Here are some good notes by Shankar from Yale Open Courses
https://oyc.yale.edu/sites/default/files/relativity_notes_2006_5.pdf
video:
https://oyc.yale.edu/physics/phys-200/lecture-12
Might be of use for you if you want to start from the postulate "speed of light is same in all inertial systems" and then derive the invariance of the space-time interval.
Consider frame ##\tilde S## moving in ##S## with velocity ##v## in the ##+x## direction.
From the
galilean transformation the relationship between coordinates ##(x,t)## and ##(\tilde x, \tilde t)## are
##\boxed{t = \tilde t}##
##\boxed{ \tilde x = x - vt \: , \, x = \tilde x + v t}##
But with this transformation, you will get that the speed of light is not the same in ##S## and ##\tilde S## (which Michelson–Morley experiment and Maxwells equations suggested).
Consider instead a more general linear transformation (linear - it is invertible, one coordinate in ##\tilde S## will correspond to exactly one coordinate in ##S##) which is called
Lorentz transformation:
##
\boxed{ \tilde x = \gamma (x-vt) } \: (1)
\qquad
\boxed{ \tilde t = \gamma \left( t - \dfrac{xv}{c^2} \right) }\qquad
\boxed{ x = \gamma (\tilde x + v\tilde t) } \: (2)
\qquad
\boxed{ t = \gamma \left( \tilde t + \dfrac{\tilde x v}{c^2} \right) }
##
where ##\gamma## is a factor which should only depend on ##v## which shall fulfill ##\gamma \to 1## when ##v/c \to 0## which motivates the Galilean transformation as "low speed limit" (I know, there was
a recent thread about this which is pretty good read!) and it should give that the speed of light is the same in both ##S## and ##\tilde S##.

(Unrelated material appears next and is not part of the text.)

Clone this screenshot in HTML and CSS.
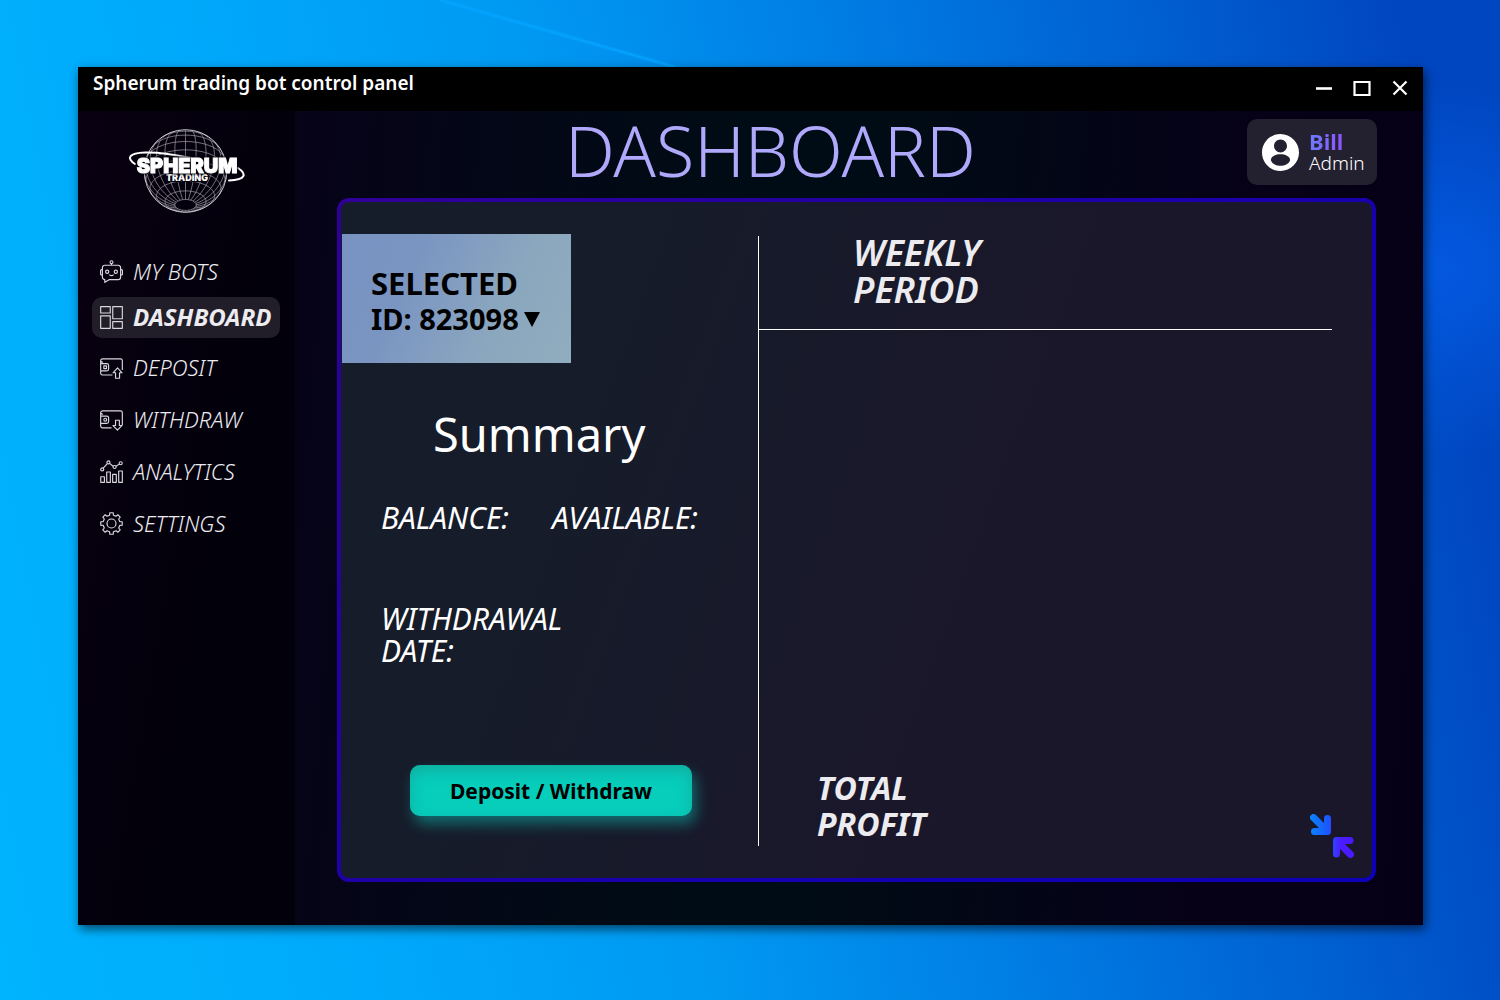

That speed of light should be the same in both ##S## and ##\tilde S## is implemented as follows:
When the origins of ##S## and ##\tilde S## coincide, a ray of light is emitted. The position of the front of the ray is ##x = ct## in ##S## and ##\tilde x = c\tilde t## in ##\tilde S##. Insert ##t = x/c## into the Lorentz-transformation for ##\tilde x## (1) and ##\tilde t = \tilde x/c## into the Lorentz-transformation for ## x## (2).
We get ##
\tilde x = \gamma \left(x-v\dfrac{x}{c}\right)= \gamma \left(1- \dfrac{v}{c}\right) x
##
and
## x = \gamma \left(\tilde x+v\dfrac{\tilde x}{c}\right)= \gamma \left(1+ \dfrac{v}{c}\right) \tilde x ##
which means that ## \dfrac{\tilde x}{x} = \gamma \left(1- \dfrac{v}{c}\right) ## and ## \dfrac{\tilde x}{x} = \dfrac{1}{\gamma \left(1+ \dfrac{v}{c}\right)}##
solve for ##\gamma##, the result is ##\boxed{ \gamma = \dfrac{1}{\sqrt{1 - \frac{v^2}{c^2}}} }##.
Now consider the quantity ##s^2 = (ct)^2 - x^2##. By performing the Lorentz-transformation above, we obtain
## s^2 = (ct)^2 - x^2 = \dfrac{c^2\left(\tilde t + \frac{\tilde x v}{c^2}\right)^2}{1-\frac{v^2}{c^2}} - \dfrac{\left(\tilde x + v\tilde t\right)^2}{1-\frac{v^2}{c^2}} = \dfrac{c^2 \tilde t ^2 + 2 \tilde t \tilde x v+ \frac{\tilde x^2 v^2}{c^2} - \tilde x^2 - 2 \tilde t \tilde x v - v^2 \tilde t^2 }{1-\frac{v^2}{c^2}} = ##
##\dfrac{(c^2-v^2)\tilde t^2}{1-\frac{v^2}{c^2}} - \dfrac{\left(1 - \frac{v^2}{c^2}\right)\tilde x^2}{1-\frac{v^2}{c^2}} = \dfrac{c^2\left(1-\frac{v^2}{c^2}\right)\tilde t^2}{1-\frac{v^2}{c^2}} - \tilde x^2 = c^2 \tilde t^2 - \tilde x^2 = (c\tilde t)^2 - \tilde x^2 = \tilde s^2##
Conserved / invariant quantities are very important in physics since they hint that there is some underlying geometrical property, symmetry.
Now there are plenty of other invariant quantities in special relativity (such as the invariant mass) which can be proven to be so following a smilar calculation as above. But, it is much nicer to work with four-vector formalism.